The Economics of Tax Reform: Lessons from the Donut Shop

What can a donut shop teach us about tax reform? Maybe quite a bit. Would the federal government have all of the money it needed if Congress just kept raising taxes? Possibly, but after a while, higher tax rates would actually bring in less money for the government. The same is true of a business. If you were making a little bit of money selling donuts at $1 a piece, would you make 300 times as much money by changing your price to $300 per donut? Probably not.

When it comes to evaluating tax changes, the most common way is to assume that no matter how different the tax code is in the future, the economy will continue to behave as if nothing had happened — Americans will keep working and investing in the exact same way. Using this “static,” or unchanging, view of the economy, however, gives us a distorted idea of what the future is going to look like.

The Tax Foundation uses a sophisticated economic model to measure the dynamic effects of tax policy changes. We believe that this approach gives lawmakers a more realistic picture of the effects of tax changes on the economy and federal finances.

Video script:

Imagine that you own a sweet donut shop.

And say you sell 100 donuts every day at $1 each. You’d make $100 a day, right?

Now say you raised the price of your donuts to $5 each. Would you make $500 a day?

Maybe.

But maybe people wouldn’t buy as many donuts at five dollars each.

So what if you lowered the price of the donuts to fifty cents each?

Yes, you’d make less money per donut, but you’d probably have a lot more customers.

Seems like a simple part of economics, right?

Well, simple or not, it’s not how the government views taxes.

Whenever Congress is trying to calculate how much money they’ll get from taxes, they use what some people call, ‘Static Scoring.’

That means that according to Congress’ estimates, every tax cut means lost revenue.

And every tax hike means more money for the government.

Which isn’t always true. Just like every increase in the price of donuts doesn’t mean more money for the donut shop.

After all, who’s going to buy a $300 donut?

All of this matters because, in a weird way Congress’ over-simplified model is holding us back.
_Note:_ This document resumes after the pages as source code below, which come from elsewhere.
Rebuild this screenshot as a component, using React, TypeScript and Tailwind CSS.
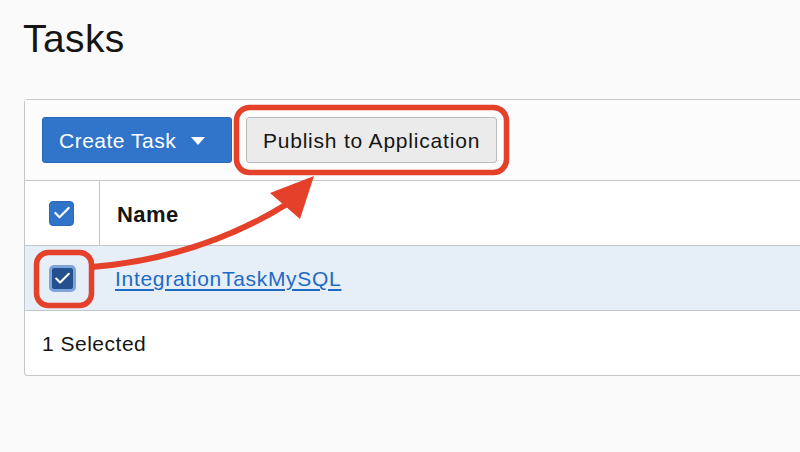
import { Check } from 'lucide-react';

function CheckBox({ dark }: { dark?: boolean }) {
  if (dark) {
    return (
      <span className="flex h-[27px] w-[27px] items-center justify-center rounded-[5px] border-[3px] border-[#7fa4db] bg-[#24508f]">
        <Check size={19} strokeWidth={2.6} className="text-white" />
      </span>
    );
  }
  return (
    <span className="flex h-[25px] w-[25px] items-center justify-center rounded-[4px] border border-[#2a68b8] bg-[#2f74c9]">
      <Check size={20} strokeWidth={2.6} className="text-white" />
    </span>
  );
}

export default function App() {
  return (
    <div
      className="relative h-[452px] w-[800px] overflow-hidden bg-[#fafafa] text-[#161513]"
      style={{ fontFamily: '"Liberation Sans", Arial, sans-serif' }}
    >
      <h1 className="pl-[23px] pt-[20px] text-[39px] leading-[38px] font-normal tracking-[0.4px]">Tasks</h1>

      {/* Table panel */}
      <div className="ml-[24px] mt-[41px] w-[800px] rounded-tl-[4px] rounded-bl-[4px] border-y border-l border-[#c4c6ca] bg-white">
        <div className="flex h-[81px] items-center gap-[14px] border-b border-[#c4c6ca] bg-[#fcfcfc] pl-[17px]">
          <button className="flex h-[46px] w-[190px] items-center rounded-[3px] border border-[#2a67b6] bg-[#3075ca] pl-[16px] pt-[2px] text-[21px] tracking-[0.5px] text-white">
            Create Task
            <svg width="14" height="8" viewBox="0 0 14 8" className="ml-[15px]">
              <path d="M0 0h14L7 8z" fill="#fff" />
            </svg>
          </button>
          <button className="flex h-[46px] w-[251px] items-center justify-center rounded-[3px] border border-[#b9bbbe] bg-[#ebebeb] pt-[2px] text-[21px] tracking-[0.8px] text-[#161513]">
            Publish to Application
          </button>
        </div>

        <div className="flex h-[65px] border-b border-[#c4c6ca] bg-white">
          <div className="flex w-[75px] items-center justify-center border-r border-[#c4c6ca] pr-[1px]">
            <CheckBox />
          </div>
          <div className="flex items-center pl-[17px] pt-[2px] text-[22px] font-bold tracking-[0.4px]">Name</div>
        </div>

        <div className="flex h-[65px] border-b border-[#c4c6ca] bg-[#e6eef8]">
          <div className="flex w-[75px] items-center justify-center pr-[1px]">
            <CheckBox dark />
          </div>
          <div className="flex items-center pl-[15px] pt-[2px]">
            <a href="#" className="text-[21px] tracking-[0.7px] text-[#1f6ac4] underline underline-offset-[3px]">
              IntegrationTaskMySQL
            </a>
          </div>
        </div>

        <div className="flex h-[64px] items-center pl-[17px] pt-[2px] text-[21px] tracking-[0.5px]">1 Selected</div>
      </div>

      {/* Annotations */}
      <svg className="pointer-events-none absolute left-0 top-0" width="800" height="452">
        <rect x="236.5" y="107.5" width="270" height="65" rx="13" fill="none" stroke="#e4402a" strokeWidth="5.5" />
        <rect x="36.5" y="252.5" width="55" height="53" rx="12" fill="none" stroke="#e4402a" strokeWidth="5.5" />
        <path d="M92 267 Q200 258 287 204" fill="none" stroke="#e4402a" strokeWidth="6" />
        <polygon points="314,176 270,193 300,219" fill="#e4402a" />
      </svg>
    </div>
  );
}
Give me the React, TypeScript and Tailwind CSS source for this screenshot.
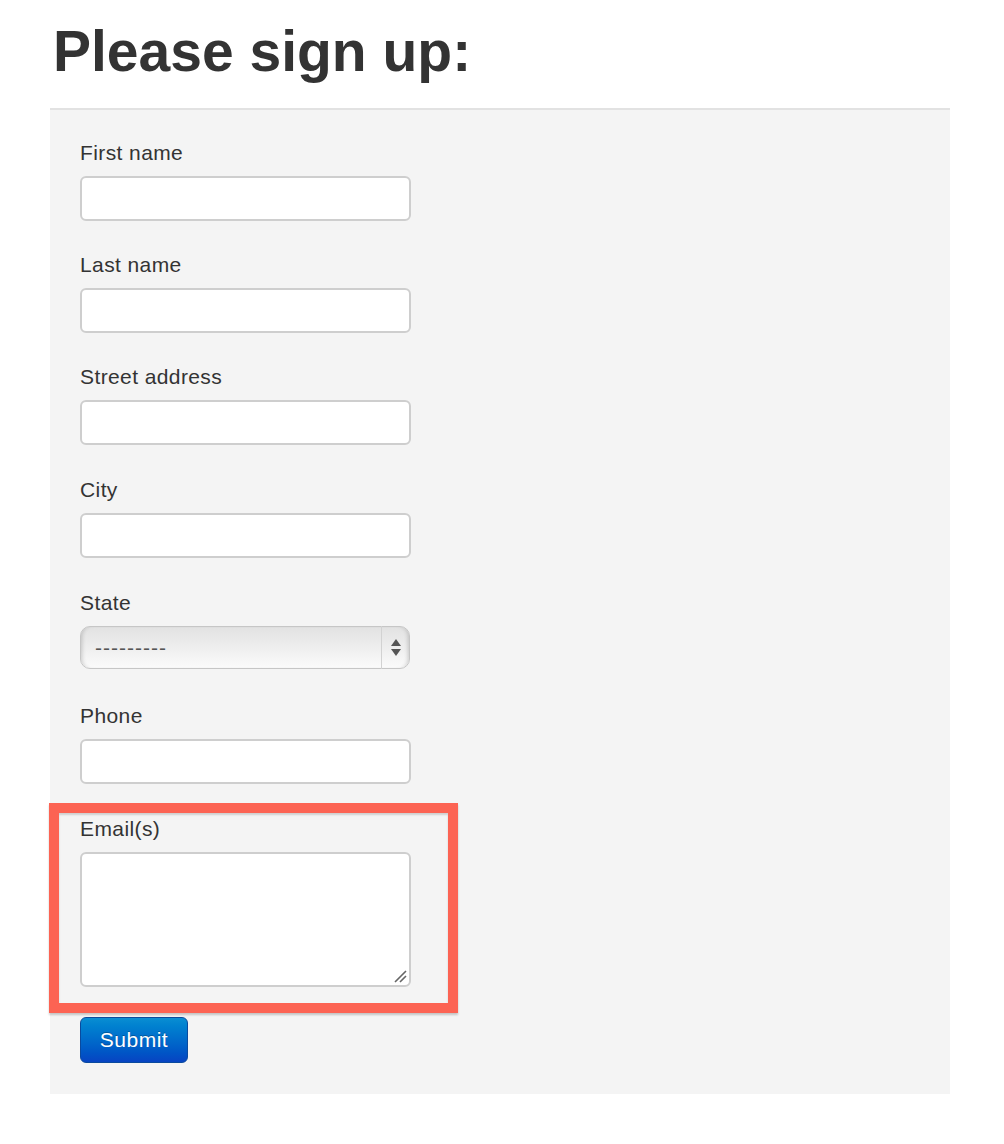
import React from "react";

const fields = [
  { id: "first_name", label: "First name", gap: "mb-[29px]" },
  { id: "last_name", label: "Last name", gap: "mb-[29px]" },
  { id: "street", label: "Street address", gap: "mb-[30px]" },
  { id: "city", label: "City", gap: "mb-[30px]" },
];

const labelCls = "mb-[8px] block text-[21px] leading-[30px] tracking-[0.4px]";
const inputCls =
  "block w-[331px] h-[45px] rounded-[6px] border-2 border-[#cecece] bg-white px-[8px] text-[21px] text-[#555] outline-none";

const App: React.FC = () => {
  return (
    <div className="min-h-screen bg-white px-[50px] pb-[52px] font-['Liberation_Sans',Arial,sans-serif] text-[#333]">
      <h1 className="ml-[3px] mt-[21px] mb-[27px] text-[57px] font-bold leading-[60px] text-[#333]">
        Please sign up:
      </h1>

      <form className="w-[900px] border-t-2 border-[#e2e2e2] bg-[#f4f4f4] pl-[30px] pt-[28px] pb-[31px]">
        {fields.map((f) => (
          <div key={f.id} className={f.gap}>
            <label htmlFor={f.id} className={labelCls}>
              {f.label}
            </label>
            <input id={f.id} type="text" className={inputCls} />
          </div>
        ))}

        <div className="mb-[32px]">
          <label htmlFor="state" className={labelCls}>
            State
          </label>
          <div className="relative mt-[2px] h-[43px] w-[330px]">
            <select
              id="state"
              className="block h-full w-full appearance-none rounded-[10px] border border-[#c6c6c6] bg-gradient-to-b from-[#e2e2e2] via-[#eeeeee] to-[#fbfbfb] pl-[14px] text-[21px] tracking-[1px] text-[#555] shadow-[inset_4px_0_4px_-3px_rgba(0,0,0,0.18),inset_-4px_0_4px_-3px_rgba(0,0,0,0.18)] outline-none"
            >
              <option>---------</option>
            </select>
            <div className="pointer-events-none absolute right-0 top-0 flex h-full w-[29px] flex-col items-center justify-center gap-[3px] border-l border-[#d2d2d2]">
              <svg width="10" height="7" viewBox="0 0 10 7">
                <path d="M5 0 L10 7 L0 7 Z" fill="#555" />
              </svg>
              <svg width="10" height="7" viewBox="0 0 10 7">
                <path d="M0 0 L10 0 L5 7 Z" fill="#555" />
              </svg>
            </div>
          </div>
        </div>

        <div className="mb-[30px]">
          <label htmlFor="phone" className={labelCls}>
            Phone
          </label>
          <input id="phone" type="text" className={inputCls} />
        </div>

        <div className="relative">
          <div className="pointer-events-none absolute -left-[31px] -top-[11px] h-[210px] w-[409px] border-[10px] border-[#fc6353] shadow-[0_2px_2px_rgba(0,0,0,0.2),inset_0_2px_2px_rgba(0,0,0,0.15)]" />
          <label htmlFor="emails" className={labelCls}>
            Email(s)
          </label>
          <div className="relative w-[331px]">
            <textarea
              id="emails"
              className="block h-[135px] w-[331px] resize-none rounded-[6px] border-2 border-[#cecece] bg-white px-[8px] text-[21px] text-[#555] outline-none"
            />
            <svg
              className="pointer-events-none absolute bottom-[4px] right-[4px]"
              width="13"
              height="13"
              viewBox="0 0 13 13"
            >
              <path d="M1 12 L12 1 M6 12 L12 6" stroke="#666" strokeWidth="1.6" />
            </svg>
          </div>
        </div>

        <button
          type="submit"
          className="mt-[30px] flex h-[46px] w-[108px] items-center justify-center rounded-[6px] border border-[#0a4a9e] bg-gradient-to-b from-[#0a8ed2] to-[#0843c2] text-[21px] tracking-[0.5px] text-white [text-shadow:0_-1px_0_rgba(0,0,0,0.25)]"
        >
          Submit
        </button>
      </form>
    </div>
  );
};

export default App;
Because if you don’t estimate the economic effect of taxes, you can’t make good policies.
Well, there IS a better model. But Congress isn’t using it.

A Dynamic scoring model focuses more on economic growth.

A Dynamic model calculates the broader effects of tax policy on the things that produce economic growth — such as how tax policy affects the cost of labor and the cost of capital investment.

Higher taxes on labor means fewer jobs at lower wages. Lower taxes on labor mean more of those jobs at higher wages.

Higher taxes on capital such as buildings and ovens mean less investment in those things

And lower taxes mean more.

So what?

Well, more capital and more labor mean more growth and better living standards for American families.

And after all, isn’t the point of Tax Reform to grow our economy so Americans can have more opportunities?

Critics of dynamic scoring resist it because economists don’t always agree on the details.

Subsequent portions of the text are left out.